— Start of COLLECTED DATA —

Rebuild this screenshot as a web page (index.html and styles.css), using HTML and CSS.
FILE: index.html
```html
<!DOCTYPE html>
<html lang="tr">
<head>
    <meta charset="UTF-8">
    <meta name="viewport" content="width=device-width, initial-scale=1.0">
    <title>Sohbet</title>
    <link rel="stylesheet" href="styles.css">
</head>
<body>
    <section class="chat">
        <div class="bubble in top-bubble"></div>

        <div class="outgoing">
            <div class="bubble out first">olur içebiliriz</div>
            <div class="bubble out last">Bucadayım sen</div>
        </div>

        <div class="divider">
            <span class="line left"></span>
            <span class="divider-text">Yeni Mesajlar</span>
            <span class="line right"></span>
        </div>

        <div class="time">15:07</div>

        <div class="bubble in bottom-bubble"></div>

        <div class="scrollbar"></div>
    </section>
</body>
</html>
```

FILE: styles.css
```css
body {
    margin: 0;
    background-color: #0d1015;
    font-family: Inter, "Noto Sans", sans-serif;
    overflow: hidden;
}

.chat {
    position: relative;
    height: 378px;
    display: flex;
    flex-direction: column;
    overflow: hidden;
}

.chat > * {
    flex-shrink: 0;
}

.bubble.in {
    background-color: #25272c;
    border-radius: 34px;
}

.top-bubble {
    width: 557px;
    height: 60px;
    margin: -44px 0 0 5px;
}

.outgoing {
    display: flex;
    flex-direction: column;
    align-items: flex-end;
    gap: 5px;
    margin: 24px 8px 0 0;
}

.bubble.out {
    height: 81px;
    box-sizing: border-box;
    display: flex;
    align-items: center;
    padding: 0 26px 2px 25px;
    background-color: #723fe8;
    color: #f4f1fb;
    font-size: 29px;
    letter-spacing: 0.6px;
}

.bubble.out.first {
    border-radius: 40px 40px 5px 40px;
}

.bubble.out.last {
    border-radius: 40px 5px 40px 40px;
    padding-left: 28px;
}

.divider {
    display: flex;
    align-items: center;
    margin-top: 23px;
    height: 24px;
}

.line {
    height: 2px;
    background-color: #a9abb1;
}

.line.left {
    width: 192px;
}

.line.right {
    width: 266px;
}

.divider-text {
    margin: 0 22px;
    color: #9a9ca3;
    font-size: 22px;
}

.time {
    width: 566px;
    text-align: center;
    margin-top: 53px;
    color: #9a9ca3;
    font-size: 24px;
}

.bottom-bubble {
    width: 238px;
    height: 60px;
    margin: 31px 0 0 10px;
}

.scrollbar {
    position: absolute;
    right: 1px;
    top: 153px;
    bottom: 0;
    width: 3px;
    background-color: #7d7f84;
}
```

— End of COLLECTED DATA —

- [THE PROBLEM]:
From the listing, copy every line where the string "styles" appears.

- [RIGHT ANSWER]:
Rebuild this screenshot as a web page (index.html and styles.css), using HTML and CSS.
    <link rel="stylesheet" href="styles.css">
FILE: styles.css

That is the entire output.